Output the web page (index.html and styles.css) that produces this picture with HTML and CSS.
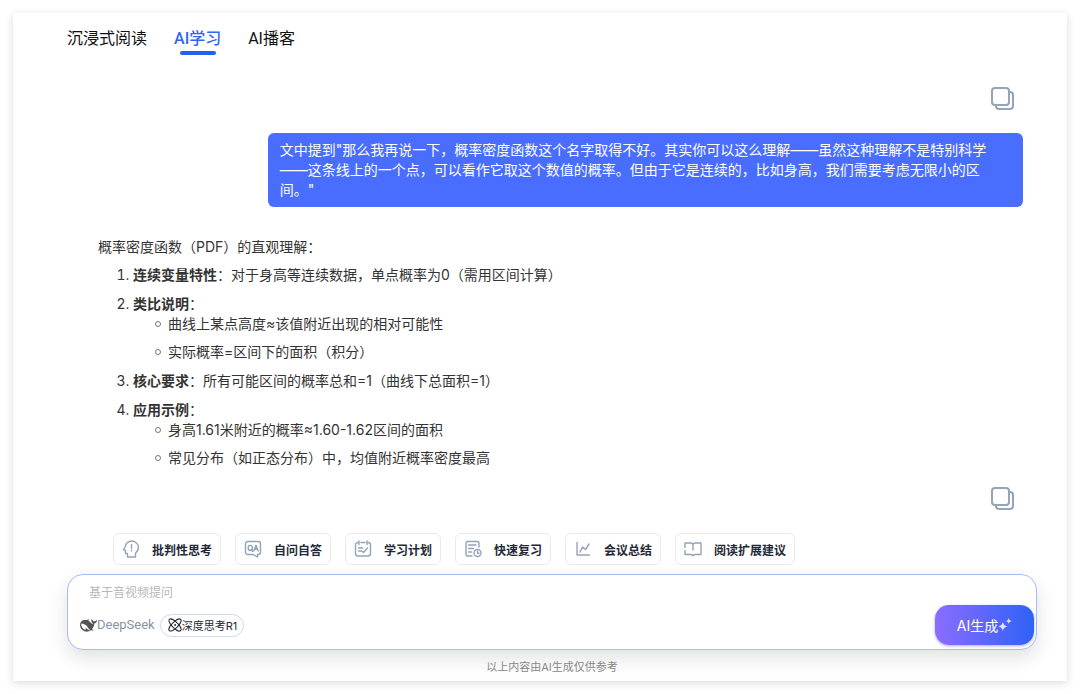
FILE: index.html
```html
<!DOCTYPE html>
<html lang="zh-CN">
<head>
    <meta charset="UTF-8">
    <meta name="viewport" content="width=device-width, initial-scale=1.0">
    <title>AI学习</title>
    <link rel="stylesheet" href="styles.css">
</head>
<body>
    <div class="card">
        <nav class="tabs">
            <a href="#read" class="tab">沉浸式阅读</a>
            <a href="#learn" class="tab active">AI学习</a>
            <a href="#podcast" class="tab">AI播客</a>
        </nav>

        <main class="chat">
            <button class="copy-btn" aria-label="复制">
                <svg width="24" height="24" viewBox="0 0 24 24"><rect x="2" y="2" width="17" height="17" rx="3"/><path d="M19 6h1a3 3 0 0 1 3 3v11a3 3 0 0 1-3 3H9a3 3 0 0 1-3-3v-1"/></svg>
            </button>

            <div class="question">文中提到"那么我再说一下，概率密度函数这个名字取得不好。其实你可以这么理解——虽然这种理解不是特别科学——这条线上的一个点，可以看作它取这个数值的概率。但由于它是连续的，比如身高，我们需要考虑无限小的区间。"</div>

            <div class="answer">
                <p>概率密度函数（PDF）的直观理解：</p>
                <ol>
                    <li><strong>连续变量特性</strong>：对于身高等连续数据，单点概率为0（需用区间计算）</li>
                    <li><strong>类比说明</strong>：
                        <ul>
                            <li>曲线上某点高度≈该值附近出现的相对可能性</li>
                            <li>实际概率=区间下的面积（积分）</li>
                        </ul>
                    </li>
                    <li><strong>核心要求</strong>：所有可能区间的概率总和=1（曲线下总面积=1）</li>
                    <li><strong>应用示例</strong>：
                        <ul>
                            <li>身高1.61米附近的概率≈1.60-1.62区间的面积</li>
                            <li>常见分布（如正态分布）中，均值附近概率密度最高</li>
                        </ul>
                    </li>
                </ol>
            </div>

            <button class="copy-btn" aria-label="复制">
                <svg width="24" height="24" viewBox="0 0 24 24"><rect x="2" y="2" width="17" height="17" rx="3"/><path d="M19 6h1a3 3 0 0 1 3 3v11a3 3 0 0 1-3 3H9a3 3 0 0 1-3-3v-1"/></svg>
            </button>
        </main>

        <div class="shortcuts">
            <button class="shortcut">
                <svg width="18" height="18" viewBox="0 0 18 18"><path d="M5.500 17v-3.500H3.500v-3L1.500 9.500 3.200 6.500A6.600 6.600 0 1 1 13.500 13v4z"/><path d="M9.500 4.500v4M9.500 10.300v.8"/></svg>
                批判性思考
            </button>
            <button class="shortcut">
                <svg width="18" height="18" viewBox="0 0 18 18"><path d="M4 1.500h10a2.500 2.500 0 0 1 2.500 2.500v8a2.500 2.500 0 0 1-2.500 2.500h-.5V17L9 14.500H4A2.500 2.500 0 0 1 1.500 12V4A2.500 2.500 0 0 1 4 1.500z"/><ellipse cx="6.300" cy="8" rx="2.100" ry="2.600"/><path d="M7 9.500l1.500 1.700M9.800 11l2.200-5.700 2.200 5.700M10.500 9.300h3"/></svg>
                自问自答
            </button>
            <button class="shortcut">
                <svg width="18" height="18" viewBox="0 0 18 18"><path d="M5 2.500H4A2.500 2.500 0 0 0 1.500 5v8.500A2.500 2.500 0 0 0 4 16h10a2.500 2.500 0 0 0 2.500-2.500V5A2.500 2.500 0 0 0 14 2.500h-1M7 2.500h4M5 1v3.500M13 1v3.500M4.500 8h4M4.500 11h3l2 1.500L13.500 8"/></svg>
                学习计划
            </button>
            <button class="shortcut">
                <svg width="18" height="18" viewBox="0 0 18 18"><path d="M15 7V3a1.500 1.500 0 0 0-1.500-1.500h-10A1.500 1.500 0 0 0 2 3v11.500A1.500 1.500 0 0 0 3.500 16H8M4.500 5h7.500M4.500 8.500h5M4.500 12h3"/><circle cx="13.500" cy="13" r="3.500"/><path d="M13.500 11v2.200H15"/></svg>
                快速复习
            </button>
            <button class="shortcut">
                <svg width="18" height="18" viewBox="0 0 18 18"><path d="M3 2.500v12.500h12.500M6 12l2.500-5 3 2.500L15 4"/></svg>
                会议总结
            </button>
            <button class="shortcut">
                <svg width="18" height="18" viewBox="0 0 18 18"><path d="M1 7.500V3h5.500C8 3 9 3.700 9 5c0-1.300 1-2 2.500-2H17v11.500h-6L9 15.500l-2-1H1V10.500M9 5v5"/></svg>
                阅读扩展建议
            </button>
        </div>

        <form class="ask-box">
            <textarea class="ask-input" rows="1" placeholder="基于音视频提问" aria-label="提问"></textarea>
            <div class="ask-bar">
                <svg class="whale" width="17" height="17" viewBox="0 0 24 24"><path d="M23.748 4.482c-.254-.124-.364.113-.512.234-.051.039-.094.09-.137.136-.372.397-.806.657-1.373.626-.829-.046-1.537.214-2.163.848-.133-.782-.575-1.248-1.247-1.548-.352-.156-.708-.311-.955-.65-.172-.241-.219-.51-.305-.774-.055-.16-.11-.323-.293-.35-.2-.031-.278.136-.356.276-.313.572-.434 1.202-.422 1.84.027 1.436.633 2.58 1.838 3.393.137.093.172.187.129.323-.082.28-.18.552-.266.833-.055.179-.137.217-.329.14a5.526 5.526 0 0 1-1.736-1.18c-.857-.828-1.631-1.742-2.597-2.458a11.365 11.365 0 0 0-.689-.471c-.985-.957.13-1.743.388-1.836.27-.098.093-.432-.779-.428-.872.004-1.67.295-2.687.684a3.055 3.055 0 0 1-.465.137 9.597 9.597 0 0 0-2.883-.102c-1.885.21-3.39 1.102-4.497 2.623C.082 8.606-.231 10.684.152 12.850c.403 2.284 1.569 4.175 3.360 5.653 1.858 1.533 3.997 2.284 6.438 2.140 1.482-.085 3.133-.284 4.994-1.860.47.234.962.327 1.780.397.63.059 1.236-.03 1.705-.128.735-.156.684-.837.419-.961-2.155-1.004-1.682-.595-2.113-.926 1.096-1.296 2.746-2.642 3.392-7.003.05-.347.007-.565 0-.845-.004-.17.035-.237.23-.256a4.173 4.173 0 0 0 1.545-.475c1.396-.763 1.960-2.015 2.093-3.517.02-.23-.004-.467-.247-.588zM11.581 18c-2.089-1.642-3.102-2.183-3.520-2.160-.392.024-.321.471-.235.763.09.288.207.486.371.739.114.167.192.416-.113.603-.673.416-1.842-.14-1.897-.167-1.361-.802-2.500-1.860-3.301-3.307-.774-1.393-1.224-2.887-1.298-4.482-.02-.386.093-.522.477-.592a4.696 4.696 0 0 1 1.529-.039c2.132.312 3.946 1.265 5.468 2.774.868.86 1.525 1.887 2.202 2.891.72 1.066 1.494 2.082 2.480 2.914.348.292.625.514.891.677-.802.09-2.140.11-3.054-.614z"/></svg>
                <span class="model">DeepSeek</span>
                <button type="button" class="think">
                    <svg width="14" height="14" viewBox="0 0 14 14"><ellipse cx="7" cy="7" rx="8" ry="3" transform="rotate(45 7 7)"/><ellipse cx="7" cy="7" rx="8" ry="3" transform="rotate(-45 7 7)"/><circle cx="7" cy="7" r=".5"/></svg>
                    深度思考R1
                </button>
                <button type="submit" class="generate">AI生成<svg width="14" height="14" viewBox="0 0 13 13"><path d="M4.500 3.500c.6 2.700 1.600 3.700 4.300 4.300-2.700.6-3.700 1.600-4.300 4.300C3.900 9.400 2.900 8.400.2 7.800c2.700-.6 3.700-1.600 4.300-4.300zM10 0c.4 1.800 1 2.400 2.800 2.800-1.800.4-2.400 1-2.800 2.800-.4-1.800-1-2.400-2.800-2.800C9 2.400 9.600 1.800 10 0z"/></svg></button>
            </div>
        </form>

        <footer class="note">以上内容由AI生成仅供参考</footer>
    </div>
</body>
</html>
```
FILE: styles.css
```css
* {
    box-sizing: border-box;
}
body {
    margin: 0;
    padding: 13px;
    background: #fff;
    color: #333;
    font-family: Inter, "Noto Sans CJK SC", sans-serif;
    font-size: 14px;
    line-height: 20px;
}
button, textarea {
    font-family: inherit;
    padding: 0;
    border: none;
    background: none;
}
button {
    cursor: pointer;
}
svg {
    flex: none;
    fill: none;
    stroke: #94a3b8;
    stroke-linejoin: round;
    stroke-linecap: round;
}
.card {
    background: #fff;
    box-shadow: 0 2px 8px rgba(0, 0, 0, 0.15);
    padding-bottom: 4px;
}
.tabs {
    display: flex;
    gap: 27px;
    padding: 14px 54px 0;
}
.tab {
    display: flex;
    flex-direction: column;
    align-items: center;
    color: #111;
    font-family: Roboto, "Noto Sans CJK SC", sans-serif;
    font-size: 16px;
    line-height: 24px;
    text-decoration: none;
}
.tab.active {
    color: #2f66f5;
    font-weight: 500;
}
.tab.active::after {
    content: "";
    width: 36px;
    height: 4px;
    border-radius: 2px;
    background: #2860ee;
}
.chat {
    display: flex;
    flex-direction: column;
    align-items: flex-end;
    padding: 31px 44px 0 54px;
}
.copy-btn {
    width: 24px;
    height: 24px;
    margin-right: 9px;
}
.copy-btn svg {
    display: block;
    stroke-width: 2;
}
.question {
    width: 79%;
    margin: 23px 0 30px;
    padding: 7px 12px;
    border-radius: 6px;
    background: #486dff;
    color: #fff;
}
.answer {
    align-self: stretch;
    padding-left: 31px;
    margin-bottom: 18px;
}
.answer p {
    margin: 0 0 8px;
}
.answer ol, .answer ul {
    margin: 0;
    padding-left: 35px;
}
.answer ul {
    list-style: none;
}
.answer li {
    margin-bottom: 8px;
}
.answer ul > li::before {
    content: "";
    display: inline-block;
    width: 4px;
    height: 4px;
    margin: 0 7px 2px -13px;
    border: 1px solid #777;
    border-radius: 50%;
}
.answer ol > li {
    margin-bottom: 9px;
}
.answer ol > li:last-child, .answer ul > li:last-child {
    margin-bottom: 0;
}
.shortcuts {
    display: flex;
    flex-wrap: wrap;
    gap: 14px;
    padding: 23px 100px 9px;
}
.shortcut {
    display: flex;
    align-items: center;
    gap: 12px;
    height: 32px;
    padding: 0 8px;
    border: 1px solid #e8eaed;
    border-radius: 6px;
    color: #1f2937;
    font-size: 12px;
    font-weight: 600;
}
.shortcut svg {
    stroke-width: 1.4;
}
.ask-box {
    margin: 0 30px 0 54px;
    border: 1px solid #a5bcfb;
    border-radius: 16px;
    background: #fff;
    box-shadow: 0 8px 20px rgba(0, 0, 0, 0.12);
}
.ask-input {
    display: block;
    width: 100%;
    height: 30px;
    padding: 8px 21px 0;
    outline: none;
    resize: none;
    font-size: 12px;
    line-height: 20px;
}
.ask-input::placeholder {
    color: #b8b8b8;
}
.ask-bar {
    display: flex;
    align-items: center;
    padding: 0 2px 4px 12px;
}
.whale {
    fill: #555;
    stroke: none;
}
.model {
    color: #8a92a6;
    font-family: Roboto, sans-serif;
    font-size: 13px;
}
.think {
    display: flex;
    align-items: center;
    height: 23px;
    margin-left: 5px;
    padding: 0 6px 0 7px;
    border: 1px solid #d5d9e6;
    border-radius: 12px;
    color: #262c38;
    font-size: 11px;
}
.think svg {
    stroke: #262c38;
}
.generate {
    display: flex;
    align-items: center;
    justify-content: center;
    width: 99px;
    height: 40px;
    margin-left: auto;
    border-radius: 14px;
    background: linear-gradient(90deg, #8b6cff, #2f62f6);
    box-shadow: 0 1px 3px rgba(80, 90, 255, 0.5);
    color: #fff;
    font-size: 14px;
}
.generate svg {
    fill: #dfe4ff;
    stroke: none;
}
.note {
    padding: 7px 30px 0 54px;
    color: #888;
    font-size: 11px;
    text-align: center;
}
```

→ Direction
Take every line above carrying "index" and return it.

→ Final result
Output the web page (index.html and styles.css) that produces this picture with HTML and CSS.
FILE: index.html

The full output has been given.